Massport officials said they are “working to constantly update signage” for the garage based on feedback from riders and drivers.
The new policy was also criticized by ride-hail services and their supporters as a gift to the struggling taxi industry, which is still allowed at the curb. But some drivers, who have long lamented airport trips, say the new policy is actually better for them.
After dropping off a fare, drivers have typically been required to wait in a designated lot, sometimes up to an hour before getting matched with their next trip. Rather than wait, drivers often left the property and went back into Boston without a rider — a so-called “deadhead” trip that also frustrated transportation officials and neighborhood activists because it added to the crippling traffic on Route 1A.
But when the trips were centralized in the garage, Massport allowed Uber and Lyft to deploy technology that immediately matches drivers who have just completed a trip with their next ride, allowing them to bypass the long waits in the lot.

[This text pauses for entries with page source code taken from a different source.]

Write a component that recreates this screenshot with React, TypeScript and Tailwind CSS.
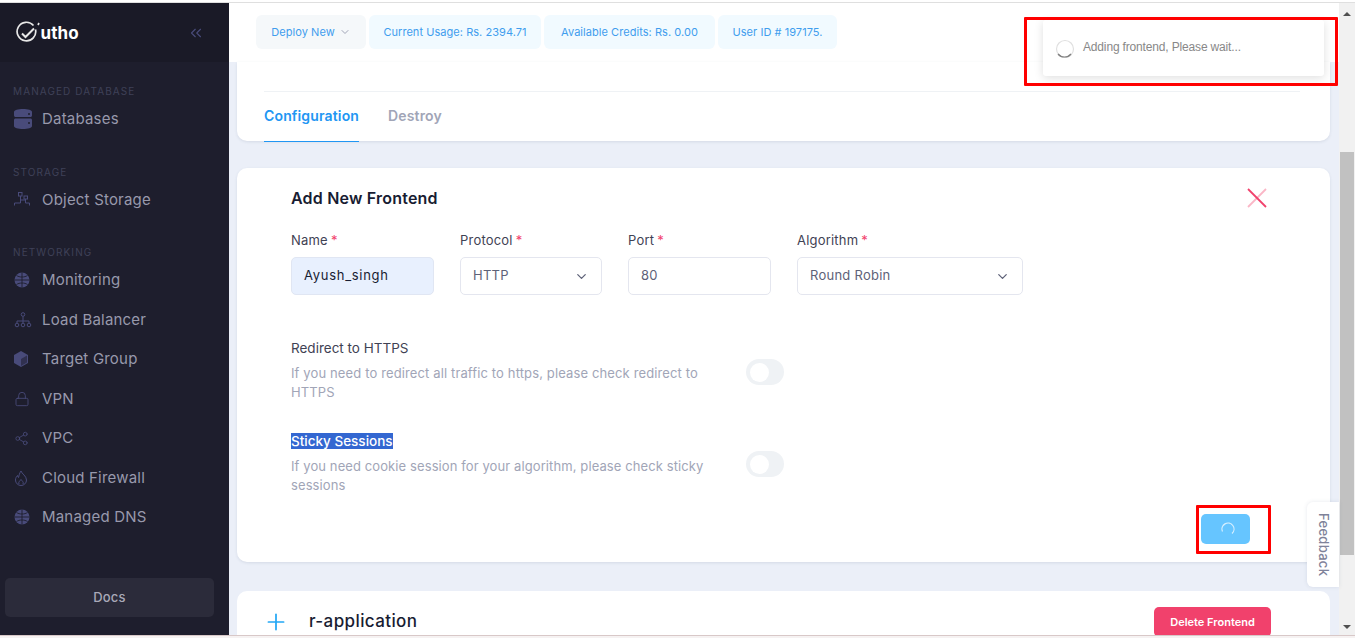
import { ChevronDown, ChevronsLeft, Lock, Plus, Share2 } from "lucide-react";
import type { ReactNode } from "react";

const iconColor = "#494b7a";

function DbIcon() {
    return (
        <svg width="18" height="20" viewBox="0 0 18 20" fill={iconColor}>
            <path d="M0 3c0-2 4-3 9-3s9 1 9 3v3.500c0 .8-.7 1.500-1.500 1.500h-15C.7 8 0 7.300 0 6.500z" />
            <path d="M0 11c0-.8.7-1.500 1.500-1.500h15c.8 0 1.500.7 1.500 1.500v6c0 2-4 3-9 3s-9-1-9-3z" />
            <circle cx="15" cy="5" r="1" fill="#1e1e2d" />
            <circle cx="15" cy="14" r="1" fill="#1e1e2d" />
        </svg>
    );
}

function StorageIcon() {
    return (
        <svg width="16" height="16" viewBox="0 0 16 16" fill="none" stroke={iconColor} strokeWidth="1">
            <rect x="4.500" y=".5" width="3.500" height="3.500" />
            <rect x="10" y="4" width="3.500" height="3" />
            <path d="M.5 13.500V11h6V8h5.500M11.500 7v4h4v2.500M6.500 8V4" />
        </svg>
    );
}

function GlobeIcon() {
    return (
        <svg width="16" height="16" viewBox="0 0 16 16" fill={iconColor}>
            <circle cx="8" cy="8" r="7.500" />
            <path d="M.5 8h15M8 .5v15M2.500 3.500c3 2 8 2 11 0M2.500 12.500c3-2 8-2 11 0" stroke="#1e1e2d" strokeWidth=".9" fill="none" />
        </svg>
    );
}

function BalancerIcon() {
    return (
        <svg width="18" height="16" viewBox="0 0 18 16" fill="none" stroke={iconColor} strokeWidth="1">
            <circle cx="9" cy="2.500" r="1.800" />
            <path d="M9 4.500V9M3 11V9h12v2M9 9v2" />
            <circle cx="3" cy="13" r="1.800" />
            <circle cx="9" cy="13" r="1.800" />
            <circle cx="15" cy="13" r="1.800" />
        </svg>
    );
}

function BoxIcon() {
    return (
        <svg width="14" height="16" viewBox="0 0 14 16">
            <path d="M7 0l7 4v8l-7 4-7-4V4z" fill={iconColor} />
            <path d="M7 8l6-3.500v7L7 15z" fill="#1e1e2d" opacity=".55" />
        </svg>
    );
}

function FlameIcon() {
    return (
        <svg width="14" height="16" viewBox="0 0 14 16" fill="none" stroke={iconColor} strokeWidth="1">
            <path d="M7 1c.5 2.500 5.500 5 5.500 9a5.500 5.500 0 0 1-11 0c0-2 1-3.500 2-4.500 0 1 .5 1.800 1 2C5 5.500 5.500 3 7 1z" />
            <path d="M5 14c-1-2 1-3 2-4.500 1 1.500 3 2.500 2 4.500" />
        </svg>
    );
}

function SideSection({ title, children }: { title: string; children: ReactNode }) {
    return (
        <div className="mb-[24px]">
            <div className="pl-[13px] h-[17px] flex items-center text-[10px] leading-none tracking-[1.1px] text-[#3f4158]">{title}</div>
            {children}
        </div>
    );
}

function SideItem({ icon, label }: { icon: ReactNode; label: string }) {
    return (
        <div className="flex items-center h-[39.500px] text-[15px] tracking-[0.2px] text-[#9899ac]">
            <div className="w-[42px] pl-[14px] flex items-center shrink-0">{icon}</div>
            <span>{label}</span>
        </div>
    );
}

function Sidebar() {
    return (
        <aside className="w-[229px] shrink-0 bg-[#1e1e2d] flex flex-col">
            <div className="h-[59px] bg-[#1a1a27] flex items-center justify-between pl-[16px] pr-[26px]">
                <div className="flex items-center text-white">
                    <svg width="25" height="24" viewBox="0 0 25 24" fill="none" stroke="#e8e8e8" strokeWidth="1.700">
                        <path d="M17.500 4.500a9.300 9.300 0 1 0 2 4" />
                        <path d="M6 12.500l3.500 3.500L18 7.500" strokeWidth="2" />
                        <path d="M23 2l-1 2" />
                    </svg>
                    <span className="text-[17px] font-bold leading-none tracking-[0.1px] ml-[-0.500px] mt-[2px]">utho</span>
                </div>
                <ChevronsLeft size={18} color={iconColor} strokeWidth={1.500} className="mr-[-2px]" />
            </div>
            <div className="pt-[20.500px] flex-1 flex flex-col">
                <SideSection title="MANAGED DATABASE">
                    <SideItem icon={<DbIcon />} label="Databases" />
                </SideSection>
                <SideSection title="STORAGE">
                    <SideItem icon={<StorageIcon />} label="Object Storage" />
                </SideSection>
                <SideSection title="NETWORKING">
                    <SideItem icon={<GlobeIcon />} label="Monitoring" />
                    <SideItem icon={<BalancerIcon />} label="Load Balancer" />
                    <SideItem icon={<BoxIcon />} label="Target Group" />
                    <SideItem icon={<Lock size={16} color={iconColor} strokeWidth={1.300} />} label="VPN" />
                    <SideItem icon={<Share2 size={15} color={iconColor} strokeWidth={1.300} />} label="VPC" />
                    <SideItem icon={<FlameIcon />} label="Cloud Firewall" />
                    <SideItem icon={<GlobeIcon />} label="Managed DNS" />
                </SideSection>
            </div>
            <div className="ml-[5px] mr-[15px] mb-[18px] h-[39px] rounded-[5px] bg-[#2b2b3a] flex items-center justify-center text-[13px] font-medium tracking-[0.2px] text-[#a9a9b8]">
                Docs
            </div>
        </aside>
    );
}

function Chip({ children, width, gray }: { children: ReactNode; width: string; gray?: boolean }) {
    return (
        <div className={`${width} h-[34px] rounded-[6px] flex items-center justify-center text-[11px] tracking-[0.05px] text-[#3f9dee] ${gray ? "bg-[#f5f8fa]" : "bg-[#f1faff]"}`}>
            {children}
        </div>
    );
}

function Field({ label, width, children, filled }: { label: string; width: string; children: ReactNode; filled?: boolean }) {
    return (
        <div className={width}>
            <div className="h-[19px] flex items-center text-[13px] tracking-[0.2px] text-[#3f4254]">
                {label} <span className="text-[#f1416c] ml-[3px]">*</span>
            </div>
            <div className={`mt-[7px] h-[38px] rounded-[5px] border flex items-center justify-between pl-[12px] pr-[12px] text-[13px] ${filled ? "bg-[#e8f0fe] border-[#e0e6f3] text-[#181c32] tracking-[0.7px]" : "bg-white border-[#e4e6ef] text-[#5e6278] tracking-[0.25px]"}`}>
                {children}
            </div>
        </div>
    );
}

function Toggle() {
    return (
        <div className="w-[38px] h-[26px] rounded-full bg-[#eff2f5] flex items-center pl-[4px] shrink-0">
            <div className="w-[19px] h-[19px] rounded-full bg-white" />
        </div>
    );
}

function RedBox({ className }: { className: string }) {
    return <div className={`absolute border-[3px] border-[#ff0000] rounded-[1px] ${className}`} />;
}

export default function App() {
    return (
        <div className="relative w-[1355px] h-[638px] overflow-hidden flex flex-col bg-white font-['Inter',sans-serif]">
            <div className="h-[3px] shrink-0 bg-white border-b border-[#dfdfdf]" />
            <div className="flex-1 flex min-h-0">
                <Sidebar />
                <main className="flex-1 min-w-0 bg-[#ebeff8] overflow-hidden flex flex-col">
                    <header className="h-[59px] shrink-0 bg-white flex gap-[3px] pl-[27px] pt-[12px]">
                        <Chip width="w-[110px]" gray>
                            Deploy New <ChevronDown size={12} color="#a1a5b7" className="ml-[4px]" />
                        </Chip>
                        <Chip width="w-[172px]">Current Usage: Rs. 2394.71</Chip>
                        <Chip width="w-[171px]">Available Credits: Rs. 0.00</Chip>
                        <Chip width="w-[119px]">User ID # 197175.</Chip>
                    </header>
                    <div className="pl-[8px] pr-[9px]">
                        <section className="h-[79px] bg-white rounded-b-[10px] shadow-[0_1px_3px_rgba(60,70,110,0.12)] px-[27px] pt-[29px]">
                            <div className="border-t border-[#eff2f5] w-[1036px] flex gap-[29px] h-[50px] text-[14px] font-semibold tracking-[0.15px]">
                                <div className="h-[50px] pt-[14px] leading-[20px] border-b border-[#2196f3] text-[#2196f3]">Configuration</div>
                                <div className="pt-[14px] leading-[20px] text-[#a1a5b7]">Destroy</div>
                            </div>
                        </section>
                        <section className="mt-[27px] h-[394px] bg-white rounded-[10px] shadow-[0_1px_3px_rgba(60,70,110,0.12)] pl-[54px] pr-[60px] pt-[19px] pb-[18px] flex flex-col">
                            <div className="flex items-center justify-between h-[21px]">
                                <h2 className="text-[16px] font-semibold tracking-[0.2px] text-[#181c32]">Add New Frontend</h2>
                                <svg width="20" height="20" viewBox="0 0 20 20" fill="none" strokeWidth="1.800" className="mr-[3px] mt-[1px]">
                                    <path d="M1 19L19 1" stroke="#fbb6c6" />
                                    <path d="M1 1l18 18" stroke="#f1416c" />
                                </svg>
                            </div>
                            <div className="flex gap-[26px] mt-[23px]">
                                <Field label="Name" width="w-[143px]" filled>Ayush_singh</Field>
                                <Field label="Protocol" width="w-[142px]">
                                    HTTP <ChevronDown size={15} color="#5e6278" />
                                </Field>
                                <Field label="Port" width="w-[143px]">80</Field>
                                <Field label="Algorithm" width="w-[226px]">
                                    Round Robin <ChevronDown size={15} color="#5e6278" />
                                </Field>
                            </div>
                            <div className="mt-[43px] flex items-start">
                                <div className="w-[455px]">
                                    <div className="text-[13.500px] leading-[20px] text-[#3f4254]">Redirect to HTTPS</div>
                                    <p className="mt-[6px] text-[13px] tracking-[0.13px] leading-[19px] text-[#a1a5b7] w-[420px]">
                                        If you need to redirect all traffic to https, please check redirect to HTTPS
                                    </p>
                                </div>
                                <div className="mt-[21px]"><Toggle /></div>
                            </div>
                            <div className="mt-[30px] flex items-start">
                                <div className="w-[455px]">
                                    <div className="text-[13.500px] leading-[19px] font-medium"><span className="bg-[#3367d1] text-white">Sticky Sessions</span></div>
                                    <p className="mt-[6px] text-[13px] tracking-[0.1px] leading-[19px] text-[#a1a5b7] w-[420px]">
                                        If you need cookie session for your algorithm, please check sticky sessions
                                    </p>
                                </div>
                                <div className="mt-[19px]"><Toggle /></div>
                            </div>
                            <div className="flex justify-end mt-auto pr-[20px]">
                                <div className="w-[49px] h-[30px] rounded-[5px] bg-[#66c5ff] flex items-center justify-center pl-[5px]">
                                    <svg width="14" height="14" viewBox="0 0 14 14" fill="none" stroke="#d6efff" strokeWidth="1.200">
                                        <path d="M1.500 9.500A6 6 0 1 1 11 11.500" />
                                    </svg>
                                </div>
                            </div>
                        </section>
                        <section className="mt-[29px] h-[60px] bg-white rounded-t-[10px] pl-[27px] pr-[59px] pt-[16px] flex items-start justify-between">
                            <div className="flex items-center h-[30px]">
                                <Plus size={26} color="#22a7f5" strokeWidth={1.600} className="ml-[-1px]" />
                                <span className="ml-[20px] text-[17px] font-medium tracking-[0.4px] text-[#181c32]">r-application</span>
                            </div>
                            <div className="w-[117px] h-[30px] rounded-[5px] bg-[#f1416c] flex items-center justify-center text-[11px] font-semibold text-white">
                                Delete Frontend
                            </div>
                        </section>
                    </div>
                </main>
                <div className="w-[16px] shrink-0 bg-[#f1f1f1] flex flex-col items-center pt-[9px]">
                    <div className="w-0 h-0 border-x-[4px] border-x-transparent border-b-[4px] border-b-[#505050]" />
                    <div className="w-[14px] h-[403px] bg-[#c1c1c1] mt-[136px]" />
                    <div className="w-0 h-0 border-x-[4px] border-x-transparent border-t-[4px] border-t-[#505050] mt-[70px]" />
                </div>
            </div>
            <div className="h-[3px] shrink-0 bg-[#f6f2f2] border-t border-[#d8c8c8]" />

            {/* toast, highlight boxes and the feedback tab sit over the page */}
            <div className="absolute left-[1043px] top-[20px] w-[281px] h-[56px] bg-white rounded-[3px] shadow-[0_2px_10px_rgba(0,0,0,0.13)] flex items-center pl-[12px] font-['Liberation_Sans',sans-serif] text-[12px] tracking-[-0.16px] text-[#888888]">
                <svg width="20" height="20" viewBox="0 0 20 20" fill="none" strokeWidth="1.200" className="shrink-0 mt-[1px]">
                    <circle cx="10" cy="10" r="8.500" stroke="#e0e0e0" />
                    <path d="M3 15a8.500 8.500 0 0 0 13 0" stroke="#808080" />
                </svg>
                <span className="ml-[8px] mb-[2px]">Adding frontend, Please wait...</span>
            </div>
            <RedBox className="left-[1024px] top-[17px] w-[314px] h-[69px]" />
            <RedBox className="left-[1196px] top-[505px] w-[75px] h-[49px]" />
            <div className="absolute left-[1307px] top-[502px] w-[32px] h-[85px] bg-white rounded-l-[6px] shadow-[0_0_4px_rgba(60,70,110,0.12)] flex items-center justify-center [writing-mode:vertical-rl] text-[13px] tracking-[0.3px] font-medium text-[#7e8299]">
                Feedback
            </div>
        </div>
    );
}
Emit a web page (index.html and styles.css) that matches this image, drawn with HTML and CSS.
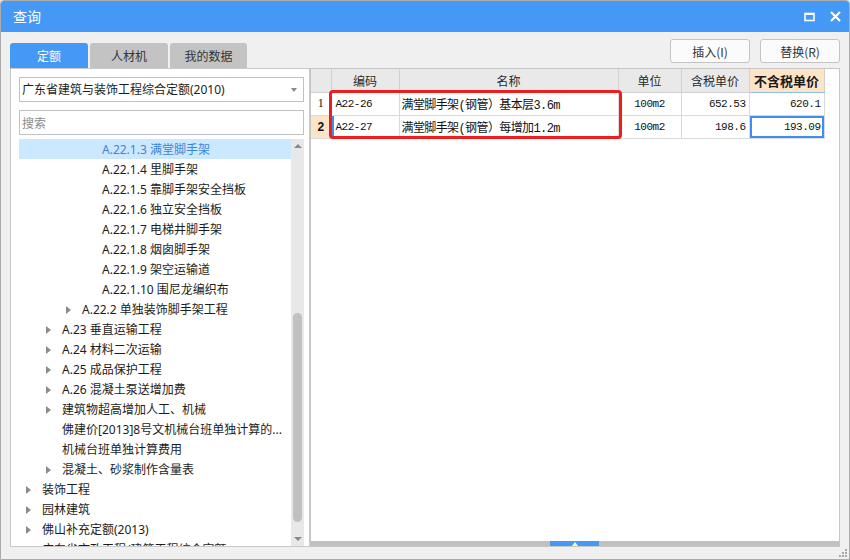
FILE: index.html
```html
<!DOCTYPE html>
<html lang="zh-CN">
<head>
<meta charset="utf-8">
<title>查询</title>
<link rel="stylesheet" href="styles.css">
</head>
<body>
<div class="window">
  <div class="titlebar">
    <span class="title">查询</span>
    <div class="controls">
      <svg class="ico" width="11" height="10" viewBox="0 0 11 10"><rect x="1" y="1.5" width="9" height="7" fill="none" stroke="#fff" stroke-width="1.6"/><rect x="1" y="1" width="9" height="2" fill="#fff"/></svg>
      <svg class="ico" width="11" height="11" viewBox="0 0 11 11"><path d="M1 1 L10 10 M10 1 L1 10" stroke="#fff" stroke-width="2.2"/></svg>
    </div>
  </div>
  <div class="main">
    <div class="tabs">
      <div class="tab active">定额</div>
      <div class="tab">人材机</div>
      <div class="tab narrow">我的数据</div>
    </div>
    <div class="actions">
      <button class="btn">插入(I)</button>
      <button class="btn">替换(R)</button>
    </div>

    <div class="left-panel">
      <div class="combo">广东省建筑与装饰工程综合定额(2010)<span class="caret"></span></div>
      <input class="search" type="text" placeholder="搜索">
      <div class="tree-wrap">
        <div class="tree">
          <div class="row l3 sel"><span class="tw"></span><span class="lbl">A.22.1.3 满堂脚手架</span></div>
          <div class="row l3"><span class="tw"></span><span class="lbl">A.22.1.4 里脚手架</span></div>
          <div class="row l3"><span class="tw"></span><span class="lbl">A.22.1.5 靠脚手架安全挡板</span></div>
          <div class="row l3"><span class="tw"></span><span class="lbl">A.22.1.6 独立安全挡板</span></div>
          <div class="row l3"><span class="tw"></span><span class="lbl">A.22.1.7 电梯井脚手架</span></div>
          <div class="row l3"><span class="tw"></span><span class="lbl">A.22.1.8 烟囱脚手架</span></div>
          <div class="row l3"><span class="tw"></span><span class="lbl">A.22.1.9 架空运输道</span></div>
          <div class="row l3"><span class="tw"></span><span class="lbl">A.22.1.10 围尼龙编织布</span></div>
          <div class="row l2"><span class="tw arrow"></span><span class="lbl">A.22.2 单独装饰脚手架工程</span></div>
          <div class="row l1"><span class="tw arrow"></span><span class="lbl">A.23 垂直运输工程</span></div>
          <div class="row l1"><span class="tw arrow"></span><span class="lbl">A.24 材料二次运输</span></div>
          <div class="row l1"><span class="tw arrow"></span><span class="lbl">A.25 成品保护工程</span></div>
          <div class="row l1"><span class="tw arrow"></span><span class="lbl">A.26 混凝土泵送增加费</span></div>
          <div class="row l1"><span class="tw arrow"></span><span class="lbl">建筑物超高增加人工、机械</span></div>
          <div class="row l1"><span class="tw"></span><span class="lbl">佛建价[2013]8号文机械台班单独计算的...</span></div>
          <div class="row l1"><span class="tw"></span><span class="lbl">机械台班单独计算费用</span></div>
          <div class="row l1"><span class="tw arrow"></span><span class="lbl">混凝土、砂浆制作含量表</span></div>
          <div class="row l0"><span class="tw arrow"></span><span class="lbl">装饰工程</span></div>
          <div class="row l0"><span class="tw arrow"></span><span class="lbl">园林建筑</span></div>
          <div class="row l0"><span class="tw arrow"></span><span class="lbl">佛山补充定额(2013)</span></div>
          <div class="row l0"><span class="tw arrow"></span><span class="lbl">广东省市政工程/建筑工程综合定额</span></div>
        </div>
        <div class="vscroll">
          <div class="vs-btn"><span class="tri-up"></span></div>
          <div class="vs-track"><div class="vs-thumb"></div></div>
          <div class="vs-btn"><span class="tri-down"></span></div>
        </div>
      </div>
    </div>

    <div class="grid-panel">
      <div class="grid-body">
        <table class="grid">
          <colgroup>
            <col class="c-no"><col class="c-code"><col class="c-name"><col class="c-unit"><col class="c-tax"><col class="c-notax">
          </colgroup>
          <thead>
            <tr><th></th><th>编码</th><th>名称</th><th>单位</th><th>含税单价</th><th class="hl">不含税单价</th></tr>
          </thead>
          <tbody>
            <tr><td class="no">1</td><td class="code">A22-26</td><td class="name">满堂脚手架(钢管）基本层3.6m</td><td class="unit">100m2</td><td class="num">652.53</td><td class="num">620.1</td></tr>
            <tr class="cur"><td class="no">2</td><td class="code">A22-27</td><td class="name">满堂脚手架(钢管）每增加1.2m</td><td class="unit">100m2</td><td class="num">198.6</td><td class="num focus">193.09</td></tr>
          </tbody>
        </table>
        <div class="annot"></div>
      </div>
      <div class="hscroll"><div class="hthumb"><span class="tri-up white"></span></div></div>
    </div>
  </div>
  <svg class="grip" width="10" height="10" viewBox="0 0 10 10"><g fill="#a6a6a6"><rect x="7" y="1" width="2" height="2"/><rect x="4" y="4" width="2" height="2"/><rect x="7" y="4" width="2" height="2"/><rect x="1" y="7" width="2" height="2"/><rect x="4" y="7" width="2" height="2"/><rect x="7" y="7" width="2" height="2"/></g></svg>
</div>
</body>
</html>
```
FILE: styles.css
```css
* { box-sizing: border-box; }
html, body { margin: 0; padding: 0; }
body {
  width: 850px; height: 560px; overflow: hidden;
  background: #f0f0f0;
  font-family: "Noto Sans", "Noto Sans CJK SC", sans-serif;
  font-size: 12px; color: #1c1c1c;
}
.window {
  width: 850px; height: 560px;
  border: 1px solid #ababab; border-radius: 4px 4px 0 0;
  background: #f0f0f0;
  display: flex; flex-direction: column;
  position: relative; overflow: hidden;
}
.titlebar {
  height: 31px; flex: none;
  background: #4499f7;
  display: flex; align-items: center; justify-content: space-between;
  padding: 0 8px 0 12px;
}
.title { color: #fff; font-size: 14px; line-height: 31px; font-family: "Noto Sans CJK SC", sans-serif; }
.controls { display: flex; align-items: center; gap: 15px; }
.ico { display: block; }

.main {
  flex: 1; min-height: 0;
  display: grid;
  grid-template-columns: 300px 530px;
  grid-template-rows: 29px 1fr;
  padding: 7px 9px 12px 9px;
}
.tabs { display: flex; gap: 2px; align-self: end; }
.tab {
  width: 78px; height: 25px; line-height: 25px; text-align: center;
  background: #c3c3c3; color: #333; border-radius: 3px 3px 0 0;
  font-family: "Noto Sans CJK SC", sans-serif; font-size: 12px;
}
.tab.narrow { width: 77px; }
.tab.active { background: #4499f7; color: #fff; }

.actions { display: flex; justify-content: flex-end; align-items: flex-start; gap: 10px; }
.btn {
  width: 80px; height: 24px; padding: 0;
  background: #fbfbfb; border: 1px solid #c4c4c4; border-radius: 3px;
  font-family: "Noto Sans CJK SC", sans-serif; font-size: 12px; color: #333;
}

.left-panel {
  background: #fff; border: 1px solid #c9c9c9;
  padding: 8px 5px 0 8px;
  display: flex; flex-direction: column; min-height: 0; overflow: hidden;
}
.combo {
  height: 25px; border: 1px solid #c2c2c2; line-height: 24px;
  padding-left: 2px; position: relative; white-space: nowrap; flex: none;
}
.caret {
  position: absolute; right: 6px; top: 10px;
  border-top: 4px solid #8a8a8a; border-left: 3.5px solid transparent; border-right: 3.5px solid transparent;
}
.search {
  margin-top: 8px; height: 25px; width: 100%; flex: none;
  border: 1px solid #c2c2c2; padding: 1px 2px 0; outline: none;
  font-family: "Noto Sans", "Noto Sans CJK SC", sans-serif; font-size: 12px;
}
.search::placeholder { color: #8c8c8c; }

.tree-wrap { margin-top: 4px; flex: 1; min-height: 0; display: flex; overflow: hidden; }
.tree { flex: 1; overflow: hidden; }
.row { height: 20px; padding-top: 2px; display: flex; align-items: center; white-space: nowrap; }
.row.l0 { padding-left: 7px; }
.row.l1 { padding-left: 27px; }
.row.l2 { padding-left: 47px; }
.row.l3 { padding-left: 67px; }
.row.sel { background: #cce8ff; color: #3a86d8; }
.tw { width: 16px; flex: none; height: 18px; display: flex; align-items: center; }
.tw.arrow::before {
  content: ""; display: block;
  border-left: 5px solid #8c8c8c; border-top: 4px solid transparent; border-bottom: 4px solid transparent;
}
.lbl { overflow: hidden; line-height: 18px; }

.vscroll { width: 13px; flex: none; background: #e8e8e8; display: flex; flex-direction: column; }
.vs-btn { height: 14px; flex: none; display: flex; align-items: center; justify-content: center; }
.vs-track { flex: 1; padding: 160px 2px 0 2px; }
.vs-thumb { height: 209px; width: 9px; border-radius: 5px; background: #c0c0c0; }
.tri-up { border-bottom: 4px solid #8a8a8a; border-left: 4px solid transparent; border-right: 4px solid transparent; }
.tri-down { border-top: 4px solid #8a8a8a; border-left: 4px solid transparent; border-right: 4px solid transparent; }
.tri-up.white { border-bottom: 4px solid #fff; border-left-width: 3.5px; border-right-width: 3.5px; }

.grid-panel {
  background: #fff; border: 1px solid #c6c6c6;
  display: flex; flex-direction: column; min-height: 0;
}
.grid-body { flex: 1; position: relative; }
.grid { border-collapse: collapse; table-layout: fixed; width: 513px; }
.c-no { width: 20px; }
.c-code { width: 68px; }
.c-name { width: 219px; }
.c-unit { width: 63px; }
.c-tax { width: 68px; }
.c-notax { width: 75px; }
.grid th, .grid td { height: 23px; padding: 0; white-space: nowrap; overflow: hidden; }
.grid th {
  background: #e9e9e9; font-weight: normal; color: #2a2a2a;
  border-right: 1px solid #d0d0d0; border-bottom: 1px solid #d0d0d0;
  font-family: "Noto Sans CJK SC", sans-serif; font-size: 12px; text-align: center;
}
.grid th.hl { background: #fde4c6; font-weight: bold; font-size: 13px; border-bottom: 1px solid #8dbcf2; color: #1a1a1a; }
.grid td {
  border-right: 1px solid #dadada; border-bottom: 1px solid #dadada;
  font-family: "Liberation Mono", "Noto Sans CJK SC", monospace; font-size: 11px; letter-spacing: -0.5px; color: #111;
}
.grid td.no { text-align: center; font-size: 12px; letter-spacing: 0; font-family: "Liberation Serif", serif; }
.grid tr.cur td.no { background: #fde4c6; font-weight: bold; font-family: "Liberation Sans", sans-serif; }
.grid td.code { padding-left: 4px; }
.grid tr.cur td.code { box-shadow: inset 2px 0 0 #3f8ff0; }
.grid td.name { padding-left: 2px; font-size: 12px; letter-spacing: -0.6px; }
.grid td.unit { text-align: center; }
.grid td.num { text-align: right; padding-right: 3px; }
.grid td.focus { box-shadow: inset 0 0 0 2px #3f8ff0; }

.annot {
  position: absolute; left: 18px; top: 21px; width: 293px; height: 49px;
  border: 3px solid #ef1d1d; border-radius: 4px;
}
.hscroll { height: 5px; flex: none; background: #c0c0c0; }
.hthumb {
  margin-left: 239px; width: 49px; height: 5px; background: #4499f7;
  display: flex; justify-content: center; align-items: flex-end;
}
.grip { position: absolute; right: 1px; bottom: 1px; }
```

“What I’ve found is that about half the time, within 2 minutes, before I leave the garage, I have a passenger,” said Tom West, a driver from Marblehead. “Before, I would leave the airport empty nine out of 10 times. Now it’s a little better.”
Uber spokesman Harry Hartfield said the company is still not convinced that the garage is the best way to cut down on the deadhead trips. According to Uber, a little more than 40 percent of drivers are being matched with riders after ending an airport trip. Based on some testing, the company said, the figure might be even higher if Massport allowed drop-offs at the curb, because there would be more time for the driver to be matched with a rider before exiting the premises.
Logan officials have argued such a policy wouldn’t solve the congestion problem on airport roads.